COLLECTED DATA ->
──────────

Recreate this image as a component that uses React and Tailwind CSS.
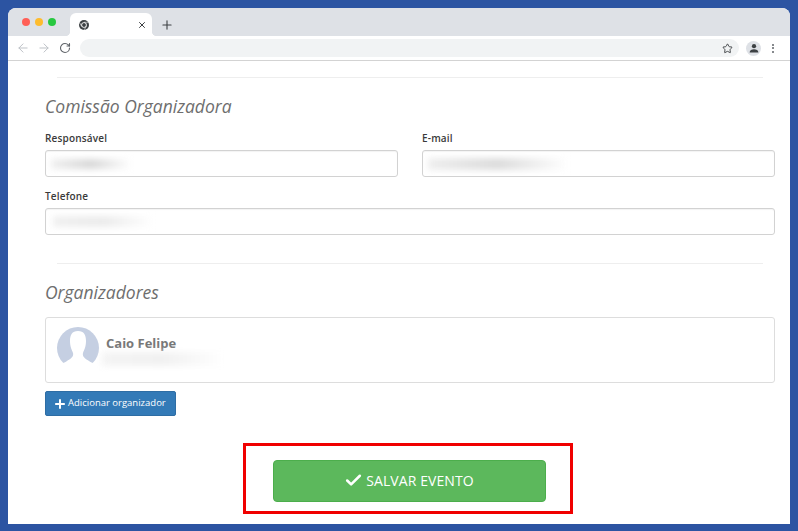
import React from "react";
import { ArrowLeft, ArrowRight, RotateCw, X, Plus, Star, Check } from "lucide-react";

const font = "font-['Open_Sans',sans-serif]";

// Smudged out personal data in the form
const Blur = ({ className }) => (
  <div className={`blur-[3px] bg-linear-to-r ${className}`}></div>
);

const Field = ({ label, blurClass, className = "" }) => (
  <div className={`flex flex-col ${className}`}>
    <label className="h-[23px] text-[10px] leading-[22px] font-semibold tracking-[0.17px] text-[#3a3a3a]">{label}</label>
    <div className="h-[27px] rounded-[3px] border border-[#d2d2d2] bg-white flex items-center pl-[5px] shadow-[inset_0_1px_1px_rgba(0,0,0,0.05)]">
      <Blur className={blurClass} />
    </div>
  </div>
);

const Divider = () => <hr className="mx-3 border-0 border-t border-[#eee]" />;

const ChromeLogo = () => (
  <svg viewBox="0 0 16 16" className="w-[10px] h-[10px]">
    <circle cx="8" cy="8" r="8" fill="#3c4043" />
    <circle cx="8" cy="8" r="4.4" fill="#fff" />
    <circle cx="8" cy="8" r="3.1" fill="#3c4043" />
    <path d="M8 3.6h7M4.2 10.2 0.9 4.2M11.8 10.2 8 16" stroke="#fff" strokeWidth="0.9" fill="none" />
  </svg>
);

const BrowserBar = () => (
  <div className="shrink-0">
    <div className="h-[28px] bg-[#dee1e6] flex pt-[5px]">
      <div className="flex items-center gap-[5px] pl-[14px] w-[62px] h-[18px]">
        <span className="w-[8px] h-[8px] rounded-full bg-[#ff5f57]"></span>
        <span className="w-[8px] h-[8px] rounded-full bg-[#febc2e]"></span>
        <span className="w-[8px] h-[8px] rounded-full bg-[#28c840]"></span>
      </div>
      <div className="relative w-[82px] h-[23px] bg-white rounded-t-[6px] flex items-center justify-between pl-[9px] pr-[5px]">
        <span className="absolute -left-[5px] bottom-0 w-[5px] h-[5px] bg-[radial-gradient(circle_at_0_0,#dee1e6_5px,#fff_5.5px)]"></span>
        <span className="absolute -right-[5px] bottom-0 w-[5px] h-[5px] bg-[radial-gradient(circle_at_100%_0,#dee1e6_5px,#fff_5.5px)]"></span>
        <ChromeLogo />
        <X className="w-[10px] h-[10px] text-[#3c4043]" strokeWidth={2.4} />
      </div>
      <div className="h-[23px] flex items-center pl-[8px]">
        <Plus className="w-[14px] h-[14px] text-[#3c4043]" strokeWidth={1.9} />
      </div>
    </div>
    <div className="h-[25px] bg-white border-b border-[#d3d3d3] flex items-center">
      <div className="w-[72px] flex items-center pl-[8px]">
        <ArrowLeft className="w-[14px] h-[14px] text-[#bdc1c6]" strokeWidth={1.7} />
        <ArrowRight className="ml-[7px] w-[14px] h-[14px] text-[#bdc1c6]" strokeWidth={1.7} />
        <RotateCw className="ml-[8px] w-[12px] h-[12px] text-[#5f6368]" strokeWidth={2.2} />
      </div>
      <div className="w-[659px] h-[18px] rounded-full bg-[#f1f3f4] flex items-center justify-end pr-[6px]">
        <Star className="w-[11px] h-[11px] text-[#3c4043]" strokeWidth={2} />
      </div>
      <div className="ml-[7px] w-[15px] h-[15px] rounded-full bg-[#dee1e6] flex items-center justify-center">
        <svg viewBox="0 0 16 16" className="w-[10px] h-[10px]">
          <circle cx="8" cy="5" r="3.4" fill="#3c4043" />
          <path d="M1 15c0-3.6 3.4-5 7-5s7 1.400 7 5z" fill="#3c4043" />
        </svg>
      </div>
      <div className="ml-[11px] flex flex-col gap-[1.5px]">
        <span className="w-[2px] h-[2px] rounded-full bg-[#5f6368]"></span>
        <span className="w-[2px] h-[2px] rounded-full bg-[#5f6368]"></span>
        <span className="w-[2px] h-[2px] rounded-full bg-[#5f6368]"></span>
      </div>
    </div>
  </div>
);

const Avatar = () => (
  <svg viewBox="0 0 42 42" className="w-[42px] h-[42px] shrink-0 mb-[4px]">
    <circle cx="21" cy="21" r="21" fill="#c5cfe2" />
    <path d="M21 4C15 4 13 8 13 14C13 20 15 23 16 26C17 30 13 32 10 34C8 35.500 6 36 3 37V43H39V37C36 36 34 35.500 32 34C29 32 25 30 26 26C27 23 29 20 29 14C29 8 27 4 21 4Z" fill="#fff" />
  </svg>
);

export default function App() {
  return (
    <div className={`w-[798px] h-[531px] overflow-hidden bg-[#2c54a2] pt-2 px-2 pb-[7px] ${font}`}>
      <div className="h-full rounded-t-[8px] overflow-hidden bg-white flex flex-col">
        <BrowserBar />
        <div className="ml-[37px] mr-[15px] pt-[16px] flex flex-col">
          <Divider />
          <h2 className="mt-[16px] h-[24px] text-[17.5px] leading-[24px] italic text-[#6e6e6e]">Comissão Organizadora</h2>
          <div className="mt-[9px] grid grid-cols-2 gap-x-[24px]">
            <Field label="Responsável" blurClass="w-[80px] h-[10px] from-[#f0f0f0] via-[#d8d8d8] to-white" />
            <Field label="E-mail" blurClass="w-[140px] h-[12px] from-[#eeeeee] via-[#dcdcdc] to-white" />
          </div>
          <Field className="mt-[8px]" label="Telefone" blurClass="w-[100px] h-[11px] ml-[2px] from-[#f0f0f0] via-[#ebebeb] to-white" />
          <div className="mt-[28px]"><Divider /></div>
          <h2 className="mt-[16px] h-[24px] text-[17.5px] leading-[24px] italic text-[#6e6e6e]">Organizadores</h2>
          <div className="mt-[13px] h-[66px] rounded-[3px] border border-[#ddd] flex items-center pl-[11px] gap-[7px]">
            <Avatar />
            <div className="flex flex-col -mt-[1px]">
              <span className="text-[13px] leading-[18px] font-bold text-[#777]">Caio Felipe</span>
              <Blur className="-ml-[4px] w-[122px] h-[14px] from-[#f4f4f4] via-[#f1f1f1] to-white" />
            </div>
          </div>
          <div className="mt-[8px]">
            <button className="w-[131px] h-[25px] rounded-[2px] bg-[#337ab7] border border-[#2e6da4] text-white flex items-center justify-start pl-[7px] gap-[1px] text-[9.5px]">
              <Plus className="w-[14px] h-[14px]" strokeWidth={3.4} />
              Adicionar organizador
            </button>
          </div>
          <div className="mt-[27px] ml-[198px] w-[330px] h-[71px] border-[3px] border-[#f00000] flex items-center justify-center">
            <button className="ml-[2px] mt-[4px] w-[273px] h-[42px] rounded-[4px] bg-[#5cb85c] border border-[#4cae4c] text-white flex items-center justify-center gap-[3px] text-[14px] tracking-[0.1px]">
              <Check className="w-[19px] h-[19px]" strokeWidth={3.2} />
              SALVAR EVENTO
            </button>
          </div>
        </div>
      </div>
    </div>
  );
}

──────────

SHORT PROBLEM -> Go through the material above and print all of it exactly, except the pictures.

SOLUTION TO THE PROBLEM ->
Recreate this image as a component that uses React and Tailwind CSS.
import React from "react";
import { ArrowLeft, ArrowRight, RotateCw, X, Plus, Star, Check } from "lucide-react";

const font = "font-['Open_Sans',sans-serif]";

// Smudged out personal data in the form
const Blur = ({ className }) => (
  <div className={`blur-[3px] bg-linear-to-r ${className}`}></div>
);

const Field = ({ label, blurClass, className = "" }) => (
  <div className={`flex flex-col ${className}`}>
    <label className="h-[23px] text-[10px] leading-[22px] font-semibold tracking-[0.17px] text-[#3a3a3a]">{label}</label>
    <div className="h-[27px] rounded-[3px] border border-[#d2d2d2] bg-white flex items-center pl-[5px] shadow-[inset_0_1px_1px_rgba(0,0,0,0.05)]">
      <Blur className={blurClass} />
    </div>
  </div>
);

const Divider = () => <hr className="mx-3 border-0 border-t border-[#eee]" />;

const ChromeLogo = () => (
  <svg viewBox="0 0 16 16" className="w-[10px] h-[10px]">
    <circle cx="8" cy="8" r="8" fill="#3c4043" />
    <circle cx="8" cy="8" r="4.4" fill="#fff" />
    <circle cx="8" cy="8" r="3.1" fill="#3c4043" />
    <path d="M8 3.6h7M4.2 10.2 0.9 4.2M11.8 10.2 8 16" stroke="#fff" strokeWidth="0.9" fill="none" />
  </svg>
);

const BrowserBar = () => (
  <div className="shrink-0">
    <div className="h-[28px] bg-[#dee1e6] flex pt-[5px]">
      <div className="flex items-center gap-[5px] pl-[14px] w-[62px] h-[18px]">
        <span className="w-[8px] h-[8px] rounded-full bg-[#ff5f57]"></span>
        <span className="w-[8px] h-[8px] rounded-full bg-[#febc2e]"></span>
        <span className="w-[8px] h-[8px] rounded-full bg-[#28c840]"></span>
      </div>
      <div className="relative w-[82px] h-[23px] bg-white rounded-t-[6px] flex items-center justify-between pl-[9px] pr-[5px]">
        <span className="absolute -left-[5px] bottom-0 w-[5px] h-[5px] bg-[radial-gradient(circle_at_0_0,#dee1e6_5px,#fff_5.5px)]"></span>
        <span className="absolute -right-[5px] bottom-0 w-[5px] h-[5px] bg-[radial-gradient(circle_at_100%_0,#dee1e6_5px,#fff_5.5px)]"></span>
        <ChromeLogo />
        <X className="w-[10px] h-[10px] text-[#3c4043]" strokeWidth={2.4} />
      </div>
      <div className="h-[23px] flex items-center pl-[8px]">
        <Plus className="w-[14px] h-[14px] text-[#3c4043]" strokeWidth={1.9} />
      </div>
    </div>
    <div className="h-[25px] bg-white border-b border-[#d3d3d3] flex items-center">
      <div className="w-[72px] flex items-center pl-[8px]">
        <ArrowLeft className="w-[14px] h-[14px] text-[#bdc1c6]" strokeWidth={1.7} />
        <ArrowRight className="ml-[7px] w-[14px] h-[14px] text-[#bdc1c6]" strokeWidth={1.7} />
        <RotateCw className="ml-[8px] w-[12px] h-[12px] text-[#5f6368]" strokeWidth={2.2} />
      </div>
      <div className="w-[659px] h-[18px] rounded-full bg-[#f1f3f4] flex items-center justify-end pr-[6px]">
        <Star className="w-[11px] h-[11px] text-[#3c4043]" strokeWidth={2} />
      </div>
      <div className="ml-[7px] w-[15px] h-[15px] rounded-full bg-[#dee1e6] flex items-center justify-center">
        <svg viewBox="0 0 16 16" className="w-[10px] h-[10px]">
          <circle cx="8" cy="5" r="3.4" fill="#3c4043" />
          <path d="M1 15c0-3.6 3.4-5 7-5s7 1.400 7 5z" fill="#3c4043" />
        </svg>
      </div>
      <div className="ml-[11px] flex flex-col gap-[1.5px]">
        <span className="w-[2px] h-[2px] rounded-full bg-[#5f6368]"></span>
        <span className="w-[2px] h-[2px] rounded-full bg-[#5f6368]"></span>
        <span className="w-[2px] h-[2px] rounded-full bg-[#5f6368]"></span>
      </div>
    </div>
  </div>
);

const Avatar = () => (
  <svg viewBox="0 0 42 42" className="w-[42px] h-[42px] shrink-0 mb-[4px]">
    <circle cx="21" cy="21" r="21" fill="#c5cfe2" />
    <path d="M21 4C15 4 13 8 13 14C13 20 15 23 16 26C17 30 13 32 10 34C8 35.500 6 36 3 37V43H39V37C36 36 34 35.500 32 34C29 32 25 30 26 26C27 23 29 20 29 14C29 8 27 4 21 4Z" fill="#fff" />
  </svg>
);

export default function App() {
  return (
    <div className={`w-[798px] h-[531px] overflow-hidden bg-[#2c54a2] pt-2 px-2 pb-[7px] ${font}`}>
      <div className="h-full rounded-t-[8px] overflow-hidden bg-white flex flex-col">
        <BrowserBar />
        <div className="ml-[37px] mr-[15px] pt-[16px] flex flex-col">
          <Divider />
          <h2 className="mt-[16px] h-[24px] text-[17.5px] leading-[24px] italic text-[#6e6e6e]">Comissão Organizadora</h2>
          <div className="mt-[9px] grid grid-cols-2 gap-x-[24px]">
            <Field label="Responsável" blurClass="w-[80px] h-[10px] from-[#f0f0f0] via-[#d8d8d8] to-white" />
            <Field label="E-mail" blurClass="w-[140px] h-[12px] from-[#eeeeee] via-[#dcdcdc] to-white" />
          </div>
          <Field className="mt-[8px]" label="Telefone" blurClass="w-[100px] h-[11px] ml-[2px] from-[#f0f0f0] via-[#ebebeb] to-white" />
          <div className="mt-[28px]"><Divider /></div>
          <h2 className="mt-[16px] h-[24px] text-[17.5px] leading-[24px] italic text-[#6e6e6e]">Organizadores</h2>
          <div className="mt-[13px] h-[66px] rounded-[3px] border border-[#ddd] flex items-center pl-[11px] gap-[7px]">
            <Avatar />
            <div className="flex flex-col -mt-[1px]">
              <span className="text-[13px] leading-[18px] font-bold text-[#777]">Caio Felipe</span>
              <Blur className="-ml-[4px] w-[122px] h-[14px] from-[#f4f4f4] via-[#f1f1f1] to-white" />
            </div>
          </div>
          <div className="mt-[8px]">
            <button className="w-[131px] h-[25px] rounded-[2px] bg-[#337ab7] border border-[#2e6da4] text-white flex items-center justify-start pl-[7px] gap-[1px] text-[9.5px]">
              <Plus className="w-[14px] h-[14px]" strokeWidth={3.4} />
              Adicionar organizador
            </button>
          </div>
          <div className="mt-[27px] ml-[198px] w-[330px] h-[71px] border-[3px] border-[#f00000] flex items-center justify-center">
            <button className="ml-[2px] mt-[4px] w-[273px] h-[42px] rounded-[4px] bg-[#5cb85c] border border-[#4cae4c] text-white flex items-center justify-center gap-[3px] text-[14px] tracking-[0.1px]">
              <Check className="w-[19px] h-[19px]" strokeWidth={3.2} />
              SALVAR EVENTO
            </button>
          </div>
        </div>
      </div>
    </div>
  );
}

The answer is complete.